This CA assesses students on core concepts in descriptive analytics, discrete and continuous probability models, and hypothesis tests. Submission of a shiny app including UI and Server and URL on shinyapp.io is mandatory. Any submission after the deadline will not be considered and scored.
B9DA101: Statistics For Data Analytics, Assignment
Item 1 Tab a: Describe the dataset using appropriate plots/curves/charts. (7)
Tab b: Consider one of the continuous attributes, and compute central and variational measures.
Tab c: For a particular variable of the dataset, use Chebyshev’s rule and propose a one-sigma interval.
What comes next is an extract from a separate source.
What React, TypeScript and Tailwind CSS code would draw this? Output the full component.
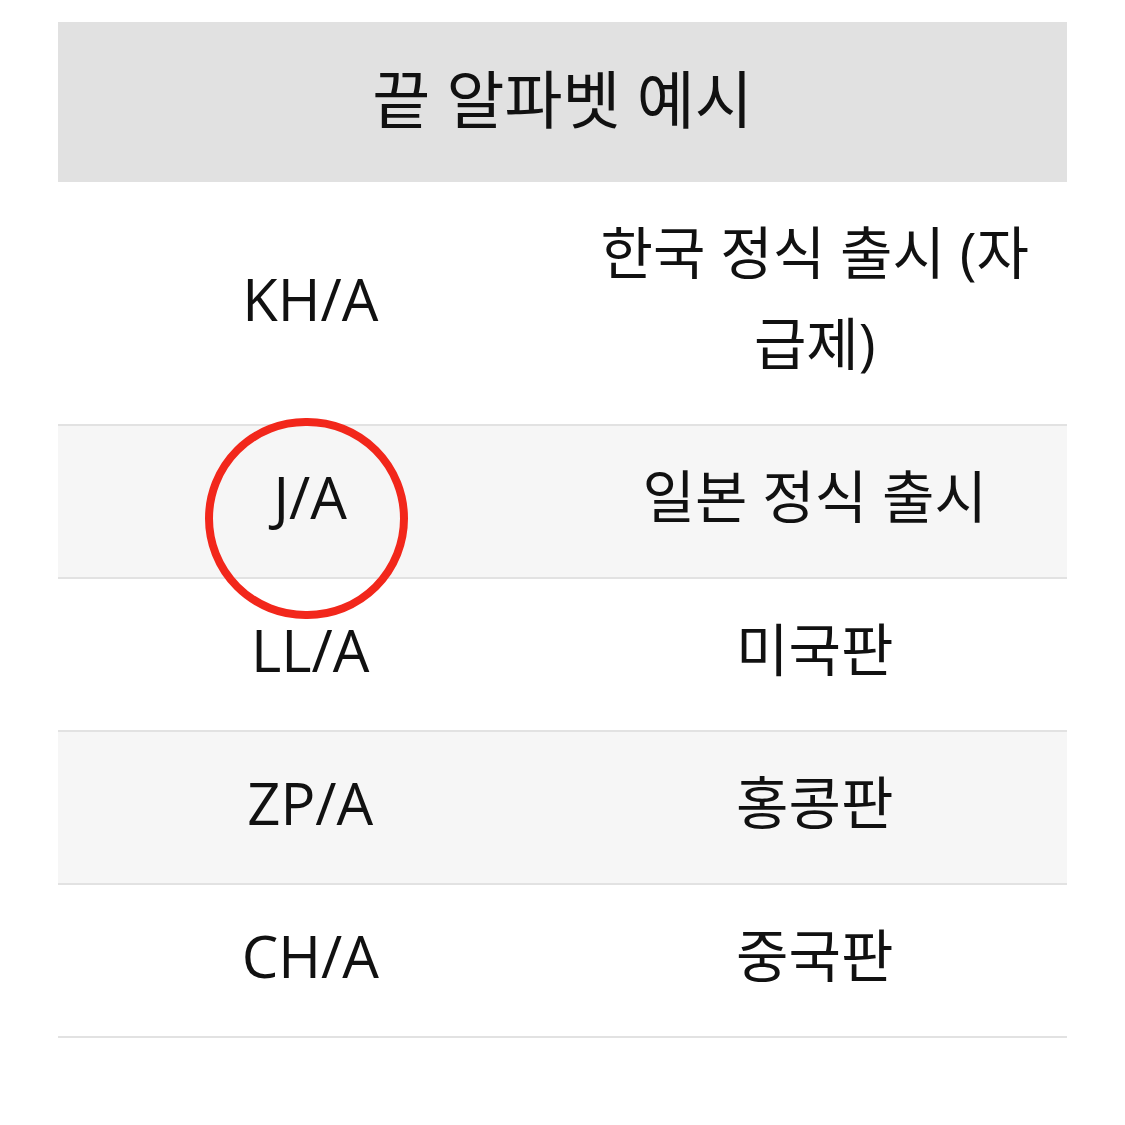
import React from "react";

const rows: [string, string][] = [
  ["KH/A", "한국 정식 출시 (자급제)"],
  ["J/A", "일본 정식 출시"],
  ["LL/A", "미국판"],
  ["ZP/A", "홍콩판"],
  ["CH/A", "중국판"],
];

export default function App() {
  return (
    <div
      className="w-[1125px] h-[1125px] bg-white pt-[22px] px-[58px] text-[#111]"
      style={{ fontFamily: '"Open Sans", "Noto Sans CJK KR", sans-serif' }}
    >
      <div className="relative w-[1009px]">
        <div className="h-[160px] bg-[#e1e1e1] flex items-center justify-center pb-[8px] text-[63px] leading-none">
          끝 알파벳 예시
        </div>
        {rows.map(([code, label], i) => (
          <div
            key={code}
            className={`grid grid-cols-2 border-b-2 border-[#e2e2e2] ${
              i % 2 === 1 ? "bg-[#f6f6f6]" : "bg-white"
            }`}
          >
            <div className="flex items-center justify-center px-[30px] pt-[25px] pb-[35px] text-[58px] leading-[91px] text-center">
              {code}
            </div>
            <div className="flex items-center justify-center px-[30px] pt-[25px] pb-[35px] text-[57px] leading-[91px] text-center">
              {label}
            </div>
          </div>
        ))}
        <div className="absolute left-[147px] top-[396px] w-[203px] h-[201px] rounded-full border-[8px] border-[#f2271b]" />
      </div>
    </div>
  );
}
Based on your proposed interval, specify the outliers if any.
Tab d: Explain how the box-plot technique can be used to detect outliers. Apply this technique for one attribute of the dataset.
Item 2 Tab a: Select four variables of the dataset, and propose an appropriate probability model to quantify the uncertainty of each variable.
Tab b: For each model in part (a), estimate the parameters of the model.
Tab c: Explain how each model can be used for predictive analytics, then find the prediction for each attribute.
Item 3 Tab a: Consider two categorical variables of the dataset, develop a binary decision-making strategy to check whether the two variables are independent at the significant level alpha=0.01. To do so:
State the hypotheses. Find the statistic and critical values. Explain your decision and interpret the results.
Tab b: Consider one categorical variable, apply a goodness of fit test to evaluate whether a candidate set of probabilities can appropriately quantify the uncertainty of class frequency at the significant level alpha=0.05.
Tab c: Consider one continuous variable in the dataset, and apply a test of mean for a proposed candidate at the significant level alpha=0.05.